EXERCISE TASK
Restate each line of the listing exactly, without carrying over any pictures.
## start
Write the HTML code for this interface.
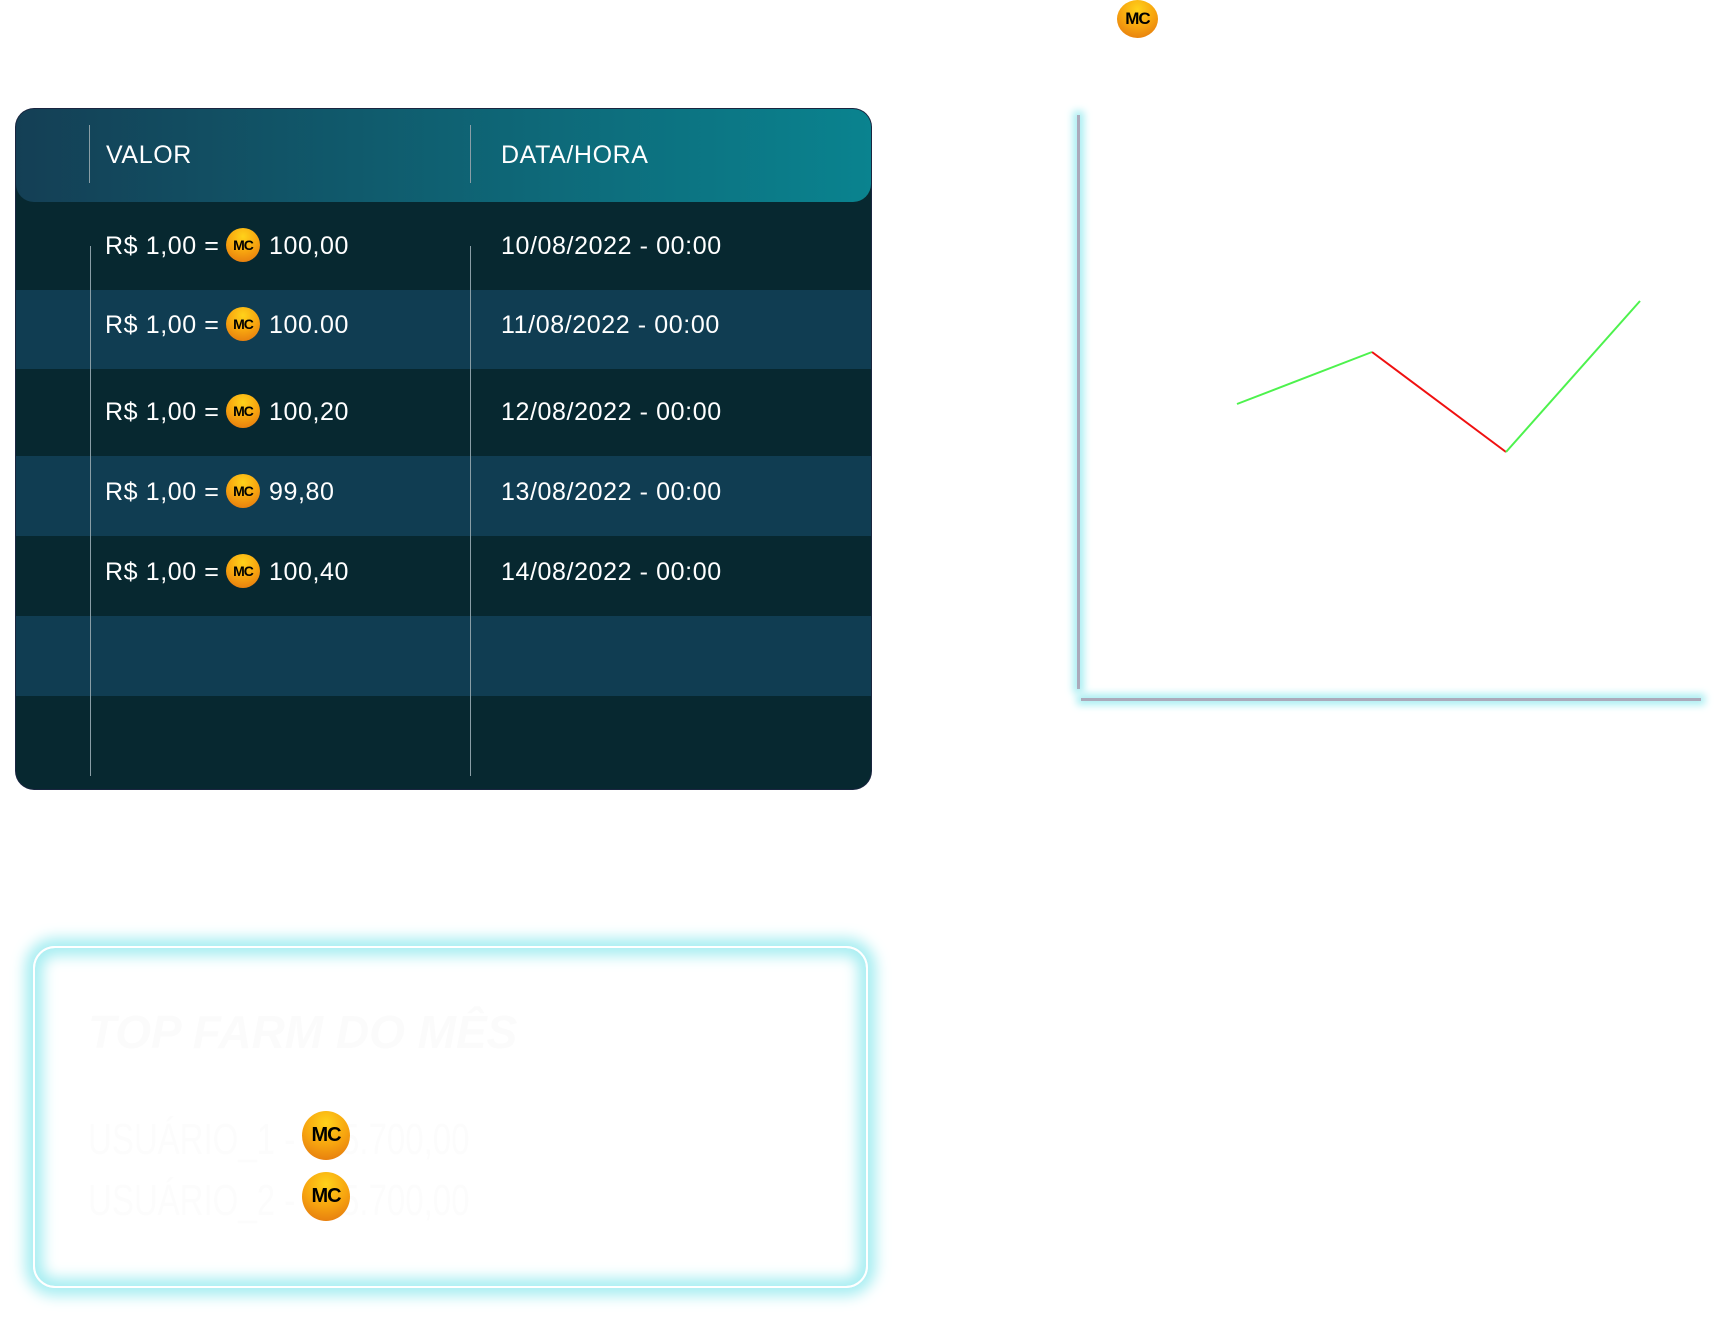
<!DOCTYPE html>
<html><head><meta charset="utf-8"><style>
body{margin:0;width:1715px;height:1320px;background:#fff;position:relative;overflow:hidden;font-family:"Liberation Sans",sans-serif}
.abs{position:absolute}
.coin{position:absolute;border-radius:50%;background:radial-gradient(circle at 50% 25%,#ffd21a 0%,#f7a40f 50%,#e0700f 100%);color:#000;font-weight:bold;text-align:center;font-family:"Liberation Sans",sans-serif;letter-spacing:-1px}
.table{left:16px;top:109px;width:855px;height:680px;border-radius:18px;background:#072830;overflow:hidden;box-shadow:0 0 0 1px #1a2540}
.hdr{left:0;top:0;width:855px;height:93px;border-radius:0 0 18px 18px;background:linear-gradient(90deg,#143f55,#0a838f)}
.row{left:0;width:855px}
.t{position:absolute;color:#fff;font-size:25px;line-height:25px;white-space:nowrap;letter-spacing:0.6px}
.vl{position:absolute;width:1px;background:#8a9ea6}
</style></head><body>
<div class="coin" style="left:1117px;top:0;width:41px;height:38px;font-size:17px;line-height:38px">MC</div>

<div class="abs table">
  <div class="abs row" style="top:181px;height:79px;background:#103d52"></div>
  <div class="abs row" style="top:347px;height:80px;background:#103d52"></div>
  <div class="abs row" style="top:507px;height:80px;background:#103d52"></div>
  <div class="abs hdr"></div>
  <div class="vl" style="left:73px;top:16px;height:58px"></div>
  <div class="vl" style="left:454px;top:16px;height:58px"></div>
  <div class="vl" style="left:74px;top:137px;height:530px"></div>
  <div class="vl" style="left:454px;top:137px;height:530px"></div>
  <div class="t" style="left:90px;top:34px">VALOR</div>
  <div class="t" style="left:485px;top:34px">DATA/HORA</div>

  <div class="t" style="left:89px;top:125px">R$ 1,00 =</div><div class="coin" style="left:210px;top:119px;width:34px;height:34px;font-size:14px;line-height:34px">MC</div><div class="t" style="left:253px;top:125px">100,00</div><div class="t" style="left:485px;top:125px">10/08/2022 - 00:00</div>
  <div class="t" style="left:89px;top:204px">R$ 1,00 =</div><div class="coin" style="left:210px;top:198px;width:34px;height:34px;font-size:14px;line-height:34px">MC</div><div class="t" style="left:253px;top:204px">100.00</div><div class="t" style="left:485px;top:204px">11/08/2022 - 00:00</div>
  <div class="t" style="left:89px;top:291px">R$ 1,00 =</div><div class="coin" style="left:210px;top:285px;width:34px;height:34px;font-size:14px;line-height:34px">MC</div><div class="t" style="left:253px;top:291px">100,20</div><div class="t" style="left:485px;top:291px">12/08/2022 - 00:00</div>
  <div class="t" style="left:89px;top:371px">R$ 1,00 =</div><div class="coin" style="left:210px;top:365px;width:34px;height:34px;font-size:14px;line-height:34px">MC</div><div class="t" style="left:253px;top:371px">99,80</div><div class="t" style="left:485px;top:371px">13/08/2022 - 00:00</div>
  <div class="t" style="left:89px;top:451px">R$ 1,00 =</div><div class="coin" style="left:210px;top:445px;width:34px;height:34px;font-size:14px;line-height:34px">MC</div><div class="t" style="left:253px;top:451px">100,40</div><div class="t" style="left:485px;top:451px">14/08/2022 - 00:00</div>
</div>

<div class="abs" style="left:1077px;top:115px;width:3px;height:574px;background:#aab;box-shadow:0 0 8px 4px #a8eef2"></div>
<div class="abs" style="left:1081px;top:698px;width:620px;height:3px;background:#aab;box-shadow:0 0 8px 4px #a8eef2"></div>
<svg class="abs" style="left:0;top:0" width="1715" height="1320">
<polyline points="1237,404 1372,352" stroke="#4df24d" stroke-width="2" fill="none"/>
<polyline points="1372,352 1506,452" stroke="#f01010" stroke-width="2" fill="none"/>
<polyline points="1506,452 1640,301" stroke="#4df24d" stroke-width="2" fill="none"/>
</svg>

<div class="abs" style="left:33px;top:946px;width:831px;height:338px;border:2px solid #fff;border-radius:22px;box-shadow:0 0 14px 8px #a8eef2, inset 0 0 14px 8px #a8eef2"></div>
<div class="abs" style="left:88px;top:1005px;font-size:46px;font-weight:bold;font-style:italic;color:#fbfbfb">TOP FARM DO MÊS</div>
<div class="abs" style="left:88px;top:1115px;font-size:44px;color:#fcfcfc;transform:scaleX(0.75);transform-origin:0 0">USUÁRIO_1 - &nbsp;&nbsp;&nbsp;&nbsp;5.700,00</div>
<div class="abs" style="left:88px;top:1176px;font-size:44px;color:#fcfcfc;transform:scaleX(0.75);transform-origin:0 0">USUÁRIO_2 - &nbsp;&nbsp;&nbsp;&nbsp;5.700,00</div>
<div class="coin" style="left:302px;top:1111px;width:48px;height:49px;font-size:20px;line-height:49px">MC</div>
<div class="coin" style="left:302px;top:1172px;width:48px;height:49px;font-size:20px;line-height:49px">MC</div>
</body></html>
## end
SOLUTION FOR THIS PROBLEM
Write the HTML code for this interface.
<!DOCTYPE html>
<html><head><meta charset="utf-8"><style>
body{margin:0;width:1715px;height:1320px;background:#fff;position:relative;overflow:hidden;font-family:"Liberation Sans",sans-serif}
.abs{position:absolute}
.coin{position:absolute;border-radius:50%;background:radial-gradient(circle at 50% 25%,#ffd21a 0%,#f7a40f 50%,#e0700f 100%);color:#000;font-weight:bold;text-align:center;font-family:"Liberation Sans",sans-serif;letter-spacing:-1px}
.table{left:16px;top:109px;width:855px;height:680px;border-radius:18px;background:#072830;overflow:hidden;box-shadow:0 0 0 1px #1a2540}
.hdr{left:0;top:0;width:855px;height:93px;border-radius:0 0 18px 18px;background:linear-gradient(90deg,#143f55,#0a838f)}
.row{left:0;width:855px}
.t{position:absolute;color:#fff;font-size:25px;line-height:25px;white-space:nowrap;letter-spacing:0.6px}
.vl{position:absolute;width:1px;background:#8a9ea6}
</style></head><body>
<div class="coin" style="left:1117px;top:0;width:41px;height:38px;font-size:17px;line-height:38px">MC</div>

<div class="abs table">
  <div class="abs row" style="top:181px;height:79px;background:#103d52"></div>
  <div class="abs row" style="top:347px;height:80px;background:#103d52"></div>
  <div class="abs row" style="top:507px;height:80px;background:#103d52"></div>
  <div class="abs hdr"></div>
  <div class="vl" style="left:73px;top:16px;height:58px"></div>
  <div class="vl" style="left:454px;top:16px;height:58px"></div>
  <div class="vl" style="left:74px;top:137px;height:530px"></div>
  <div class="vl" style="left:454px;top:137px;height:530px"></div>
  <div class="t" style="left:90px;top:34px">VALOR</div>
  <div class="t" style="left:485px;top:34px">DATA/HORA</div>

  <div class="t" style="left:89px;top:125px">R$ 1,00 =</div><div class="coin" style="left:210px;top:119px;width:34px;height:34px;font-size:14px;line-height:34px">MC</div><div class="t" style="left:253px;top:125px">100,00</div><div class="t" style="left:485px;top:125px">10/08/2022 - 00:00</div>
  <div class="t" style="left:89px;top:204px">R$ 1,00 =</div><div class="coin" style="left:210px;top:198px;width:34px;height:34px;font-size:14px;line-height:34px">MC</div><div class="t" style="left:253px;top:204px">100.00</div><div class="t" style="left:485px;top:204px">11/08/2022 - 00:00</div>
  <div class="t" style="left:89px;top:291px">R$ 1,00 =</div><div class="coin" style="left:210px;top:285px;width:34px;height:34px;font-size:14px;line-height:34px">MC</div><div class="t" style="left:253px;top:291px">100,20</div><div class="t" style="left:485px;top:291px">12/08/2022 - 00:00</div>
  <div class="t" style="left:89px;top:371px">R$ 1,00 =</div><div class="coin" style="left:210px;top:365px;width:34px;height:34px;font-size:14px;line-height:34px">MC</div><div class="t" style="left:253px;top:371px">99,80</div><div class="t" style="left:485px;top:371px">13/08/2022 - 00:00</div>
  <div class="t" style="left:89px;top:451px">R$ 1,00 =</div><div class="coin" style="left:210px;top:445px;width:34px;height:34px;font-size:14px;line-height:34px">MC</div><div class="t" style="left:253px;top:451px">100,40</div><div class="t" style="left:485px;top:451px">14/08/2022 - 00:00</div>
</div>

<div class="abs" style="left:1077px;top:115px;width:3px;height:574px;background:#aab;box-shadow:0 0 8px 4px #a8eef2"></div>
<div class="abs" style="left:1081px;top:698px;width:620px;height:3px;background:#aab;box-shadow:0 0 8px 4px #a8eef2"></div>
<svg class="abs" style="left:0;top:0" width="1715" height="1320">
<polyline points="1237,404 1372,352" stroke="#4df24d" stroke-width="2" fill="none"/>
<polyline points="1372,352 1506,452" stroke="#f01010" stroke-width="2" fill="none"/>
<polyline points="1506,452 1640,301" stroke="#4df24d" stroke-width="2" fill="none"/>
</svg>

<div class="abs" style="left:33px;top:946px;width:831px;height:338px;border:2px solid #fff;border-radius:22px;box-shadow:0 0 14px 8px #a8eef2, inset 0 0 14px 8px #a8eef2"></div>
<div class="abs" style="left:88px;top:1005px;font-size:46px;font-weight:bold;font-style:italic;color:#fbfbfb">TOP FARM DO MÊS</div>
<div class="abs" style="left:88px;top:1115px;font-size:44px;color:#fcfcfc;transform:scaleX(0.75);transform-origin:0 0">USUÁRIO_1 - &nbsp;&nbsp;&nbsp;&nbsp;5.700,00</div>
<div class="abs" style="left:88px;top:1176px;font-size:44px;color:#fcfcfc;transform:scaleX(0.75);transform-origin:0 0">USUÁRIO_2 - &nbsp;&nbsp;&nbsp;&nbsp;5.700,00</div>
<div class="coin" style="left:302px;top:1111px;width:48px;height:49px;font-size:20px;line-height:49px">MC</div>
<div class="coin" style="left:302px;top:1172px;width:48px;height:49px;font-size:20px;line-height:49px">MC</div>
</body></html>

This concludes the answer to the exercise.